At the end, we return a special metadata value to say this module extension is not reproducible. An extension is reproducible if its behavior is completely determined by its tag inputs in MODULE.bazel files and other local files. That's normally a property we'd want, but we downloaded the version manifest file from go.dev that determines the download URLs and SHA-256 sums, and that could theoretically change at any time. Marking the extension as non-reproducible forces Bazel to record the URLs and SHA-256 sums in MODULE.bazel.lock so that a security error is reported if something does change.

Bazel
return ctx.extension_metadata(
    reproducible = False,
)

(I left out the definition of _PLATFORMS and a few other details from the code samples above. See go_ext.bzl to read through the whole implementation.)

Other uses for module extensions

In this article, we made our users' MODULE.bazel files simpler and skipped unnecessary downloads by implementing a module extension to download and configure the Go toolchain.

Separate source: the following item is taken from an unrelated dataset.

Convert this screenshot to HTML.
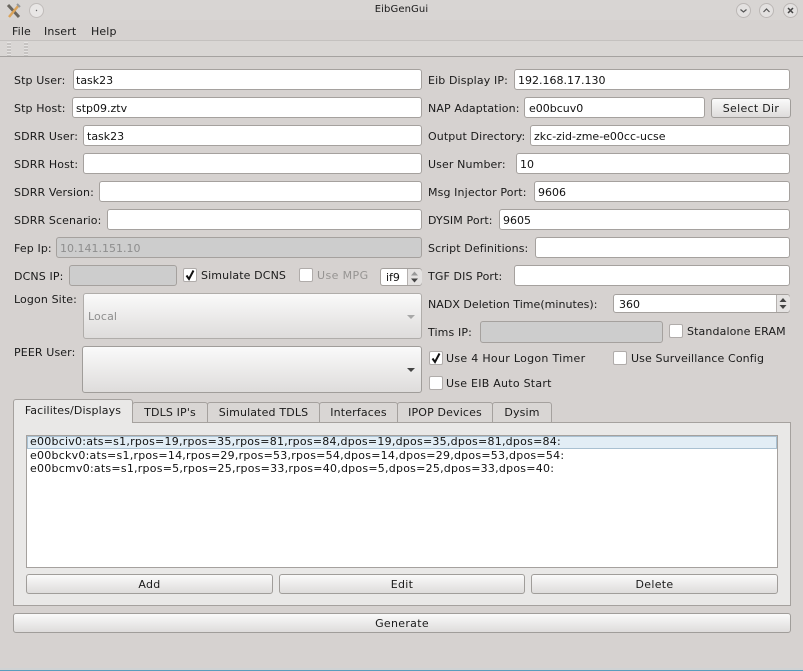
<!DOCTYPE html>
<html><head><meta charset="utf-8"><style>
html,body{margin:0;padding:0;width:803px;height:671px;overflow:hidden;background:#d6d2d0;}
body{position:relative;font-family:"DejaVu Sans",sans-serif;font-size:11px;color:#1a1a1a;}
.t{position:absolute;white-space:pre;line-height:14px;height:14px;letter-spacing:.12px;margin-top:1px;}
.i{position:absolute;box-sizing:border-box;background:#fff;border:1px solid #a5a19e;border-radius:3px;height:21px;line-height:21px;padding-left:3px;white-space:pre;letter-spacing:0;color:#111;}
.d{background:#cdcdcd;color:#8e8e8e;}
.b{position:absolute;box-sizing:border-box;border:1px solid #a09d9a;border-radius:3px;background:linear-gradient(#fafafa,#dedcdb);text-align:center;white-space:pre;letter-spacing:.3px;}
.c{position:absolute;box-sizing:border-box;width:14px;height:14px;background:#fff;border:1px solid #b0acaa;border-radius:2px;}
.tab{position:absolute;box-sizing:border-box;top:402px;height:21px;background:#d9d6d4;border:1px solid #a5a19e;border-radius:3px 3px 0 0;text-align:center;line-height:19px;letter-spacing:.15px;}
.r{position:absolute;left:30px;white-space:pre;line-height:14px;letter-spacing:.24px;color:#111;}
svg{position:absolute;overflow:visible}
</style></head><body>
<div style="position:absolute;left:0;top:0;width:803px;height:20px;background:#d8d5d3"></div>
<svg style="left:6px;top:3px" width="16" height="16" viewBox="0 0 16 16"><path d="M2 2L13 14" stroke="#6a665f" stroke-width="3"/><path d="M13 2L3 14" stroke="#dba45a" stroke-width="2.5"/><path d="M11 1L14 4" stroke="#999" stroke-width="2"/></svg>
<svg style="left:29px;top:3px" width="15" height="15"><circle cx="7.5" cy="7.5" r="7" fill="#e8e6e5" stroke="#c0bcba"/><circle cx="7.5" cy="7.5" r=".7" fill="#666"/></svg>
<div class="t" style="left:0;width:803px;text-align:center;top:2px;font-size:10px;letter-spacing:.1px">EibGenGui</div>
<svg style="left:736px;top:3px" width="15" height="15"><circle cx="7.5" cy="7.5" r="7" fill="#e3e1e0" stroke="#bbb7b5"/><path d="M4.5 6.5L7.5 9L10.5 6.5" fill="none" stroke="#555" stroke-width="1.2"/></svg>
<svg style="left:759px;top:3px" width="15" height="15"><circle cx="7.5" cy="7.5" r="7" fill="#e3e1e0" stroke="#bbb7b5"/><path d="M4.5 9L7.5 6L10.5 9" fill="none" stroke="#555" stroke-width="1.2"/></svg>
<svg style="left:783px;top:3px" width="15" height="15"><circle cx="7.5" cy="7.5" r="7" fill="#e3e1e0" stroke="#bbb7b5"/><path d="M5 5L10 10M10 5L5 10" fill="none" stroke="#444" stroke-width="1.5"/></svg>

<div class="t" style="left:12px;top:24px">File</div>
<div class="t" style="left:44px;top:24px">Insert</div>
<div class="t" style="left:91px;top:24px">Help</div>
<div style="position:absolute;left:0;top:40px;width:803px;height:17px;box-sizing:border-box;background:#d9d6d4;border-top:1px solid #c4c1bf;border-bottom:1px solid #a5a2a0"></div>
<div style="position:absolute;left:7px;top:42px;width:4px;height:14px;background:repeating-linear-gradient(#e6e4e3 0 1px,#c6c3c1 1px 3px)"></div>
<div style="position:absolute;left:24px;top:42px;width:4px;height:14px;background:repeating-linear-gradient(#e6e4e3 0 1px,#c6c3c1 1px 3px)"></div>

<div class="t" style="left:14px;top:73px">Stp User:</div><div class="i" style="left:73px;top:69px;width:349px;padding-left:2px">task23</div>
<div class="t" style="left:14px;top:101px">Stp Host:</div><div class="i" style="left:72px;top:97px;width:350px">stp09.ztv</div>
<div class="t" style="left:14px;top:129px">SDRR User:</div><div class="i" style="left:83px;top:125px;width:339px">task23</div>
<div class="t" style="left:14px;top:157px">SDRR Host:</div><div class="i" style="left:83px;top:153px;width:339px"></div>
<div class="t" style="left:14px;top:185px">SDRR Version:</div><div class="i" style="left:99px;top:181px;width:323px"></div>
<div class="t" style="left:14px;top:213px">SDRR Scenario:</div><div class="i" style="left:107px;top:209px;width:315px"></div>
<div class="t" style="left:14px;top:241px">Fep Ip:</div><div class="i d" style="left:56px;top:237px;width:366px">10.141.151.10</div>
<div class="t" style="left:14px;top:269px">DCNS IP:</div><div class="i d" style="left:69px;top:265px;width:108px"></div>
<div class="c" style="left:183px;top:268px"></div>
<svg style="left:183px;top:268px" width="14" height="14"><path d="M3.5 7.5L6 11L10.5 2.5" fill="none" stroke="#111" stroke-width="2"/></svg>
<div class="t" style="left:201px;top:268px">Simulate DCNS</div>
<div class="c" style="left:299px;top:268px"></div>
<div class="t" style="left:317px;top:268px;color:#969492;letter-spacing:.4px">Use MPG</div>
<div class="i" style="left:380px;top:268px;width:42px;height:18px;line-height:18px;padding-left:5px">if9</div>
<div style="position:absolute;left:407px;top:269px;width:14px;height:16px;background:#e4e2e1;border-left:1px solid #b5b1af;border-radius:0 3px 3px 0"></div>
<svg style="left:408px;top:270px" width="13" height="15"><path d="M3 5.5L6.5 1.5L10 5.5Z" fill="#9a9a9a"/><path d="M3 8.5L6.5 12.5L10 8.5Z" fill="#444"/></svg>
<div class="t" style="left:14px;top:292px">Logon Site:</div>
<div class="b" style="left:83px;top:293px;width:339px;height:46px;border-color:#b0adaa"></div>
<div class="t" style="left:88px;top:309px;color:#8e8e8e">Local</div>
<svg style="left:406px;top:314px" width="10" height="6"><path d="M1 1H9L5 5Z" fill="#a8a8a8"/></svg>
<div class="t" style="left:14px;top:345px">PEER User:</div>
<div class="b" style="left:82px;top:346px;width:340px;height:47px"></div>
<svg style="left:406px;top:367px" width="10" height="6"><path d="M1 1H9L5 5Z" fill="#444"/></svg>

<div class="t" style="left:428px;top:73px">Eib Display IP:</div><div class="i" style="left:514px;top:69px;width:276px">192.168.17.130</div>
<div class="t" style="left:428px;top:101px">NAP Adaptation:</div><div class="i" style="left:524px;top:97px;width:181px;padding-left:4px">e00bcuv0</div>
<div class="b" style="left:711px;top:98px;width:80px;height:20px;line-height:20px">Select Dir</div>
<div class="t" style="left:428px;top:129px">Output Directory:</div><div class="i" style="left:530px;top:125px;width:260px">zkc-zid-zme-e00cc-ucse</div>
<div class="t" style="left:428px;top:157px">User Number:</div><div class="i" style="left:516px;top:153px;width:274px">10</div>
<div class="t" style="left:428px;top:185px">Msg Injector Port:</div><div class="i" style="left:534px;top:181px;width:256px">9606</div>
<div class="t" style="left:428px;top:213px">DYSIM Port:</div><div class="i" style="left:499px;top:209px;width:291px">9605</div>
<div class="t" style="left:428px;top:241px">Script Definitions:</div><div class="i" style="left:535px;top:237px;width:255px"></div>
<div class="t" style="left:428px;top:269px">TGF DIS Port:</div><div class="i" style="left:514px;top:265px;width:276px"></div>
<div class="t" style="left:428px;top:297px;letter-spacing:.03px">NADX Deletion Time(minutes):</div>
<div class="i" style="left:613px;top:294px;width:177px;height:19px;line-height:19px;padding-left:5px">360</div>
<div style="position:absolute;left:776px;top:295px;width:13px;height:17px;background:#e4e2e1;border-left:1px solid #b5b1af;border-radius:0 3px 3px 0"></div>
<svg style="left:777px;top:296px" width="12" height="15"><path d="M2.5 6L6 2L9.5 6Z" fill="#444"/><path d="M2.5 9L6 13L9.5 9Z" fill="#444"/></svg>
<div class="t" style="left:428px;top:325px">Tims IP:</div><div class="i d" style="left:480px;top:321px;width:183px;height:22px"></div>
<div class="c" style="left:669px;top:324px"></div><div class="t" style="left:687px;top:324px">Standalone ERAM</div>
<div class="c" style="left:429px;top:351px"></div>
<svg style="left:429px;top:351px" width="14" height="14"><path d="M3.5 7.5L6 11L10.5 2.5" fill="none" stroke="#111" stroke-width="2"/></svg>
<div class="t" style="left:446px;top:351px;letter-spacing:.3px">Use 4 Hour Logon Timer</div>
<div class="c" style="left:613px;top:351px"></div><div class="t" style="left:631px;top:351px">Use Surveillance Config</div>
<div class="c" style="left:429px;top:376px"></div><div class="t" style="left:446px;top:376px;letter-spacing:.25px">Use EIB Auto Start</div>

<div style="position:absolute;box-sizing:border-box;left:13px;top:422px;width:778px;height:184px;background:#e9e8e7;border:1px solid #a5a19e"></div>
<div class="tab" style="left:132px;width:76px">TDLS IP's</div>
<div class="tab" style="left:207px;width:113px">Simulated TDLS</div>
<div class="tab" style="left:319px;width:79px">Interfaces</div>
<div class="tab" style="left:397px;width:96px">IPOP Devices</div>
<div class="tab" style="left:492px;width:60px">Dysim</div>
<div style="position:absolute;box-sizing:border-box;left:13px;top:399px;width:120px;height:24px;background:#e9e8e7;border:1px solid #a5a19e;border-bottom:none;border-radius:3px 3px 0 0;text-align:center;line-height:22px;letter-spacing:.12px">Facilites/Displays</div>

<div style="position:absolute;box-sizing:border-box;left:26px;top:435px;width:752px;height:133px;background:#fff;border:1px solid #a5a19e"></div>
<div style="position:absolute;box-sizing:border-box;left:27px;top:436px;width:750px;height:13px;background:#e2edf5;border:1px solid #a9c0d1"></div>
<div class="r" style="top:435px">e00bciv0:ats=s1,rpos=19,rpos=35,rpos=81,rpos=84,dpos=19,dpos=35,dpos=81,dpos=84:</div>
<div class="r" style="top:449px">e00bckv0:ats=s1,rpos=14,rpos=29,rpos=53,rpos=54,dpos=14,dpos=29,dpos=53,dpos=54:</div>
<div class="r" style="top:462px">e00bcmv0:ats=s1,rpos=5,rpos=25,rpos=33,rpos=40,dpos=5,dpos=25,dpos=33,dpos=40:</div>

<div class="b" style="left:26px;top:574px;width:247px;height:20px;line-height:20px">Add</div>
<div class="b" style="left:279px;top:574px;width:246px;height:20px;line-height:20px">Edit</div>
<div class="b" style="left:531px;top:574px;width:247px;height:20px;line-height:20px">Delete</div>
<div class="b" style="left:13px;top:613px;width:778px;height:20px;line-height:20px">Generate</div>
<div style="position:absolute;left:0;top:670px;width:803px;height:1px;background:#5a9dbd"></div>
<div style="position:absolute;left:0;top:668px;width:803px;height:2px;background:#d0d3d4"></div>
</body></html>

There are many other use cases for module extensions. The most immediate use is to integrate other package management tools with Bazel's module system so that you can pull in dependencies from Maven, Cargo, NPM, or wherever else. The module extension need not follow the same minimal version selection rules that Bazel does; it can decide what versions to select, given tags in MODULE.bazel or in other files like go.mod or pom.xml. You can implement version selection in Starlark, or you can run external commands. Afterward, the module extension can delegate downloads and build file generation to repository rules.

In general, module extensions are useful any time you need to collect information or resolve any kind of version conflict across all Bazel modules in your dependency graph. Repository rules in WORKSPACE mode didn't have any capability like this, so module extensions are a very welcome improvement to Bazel.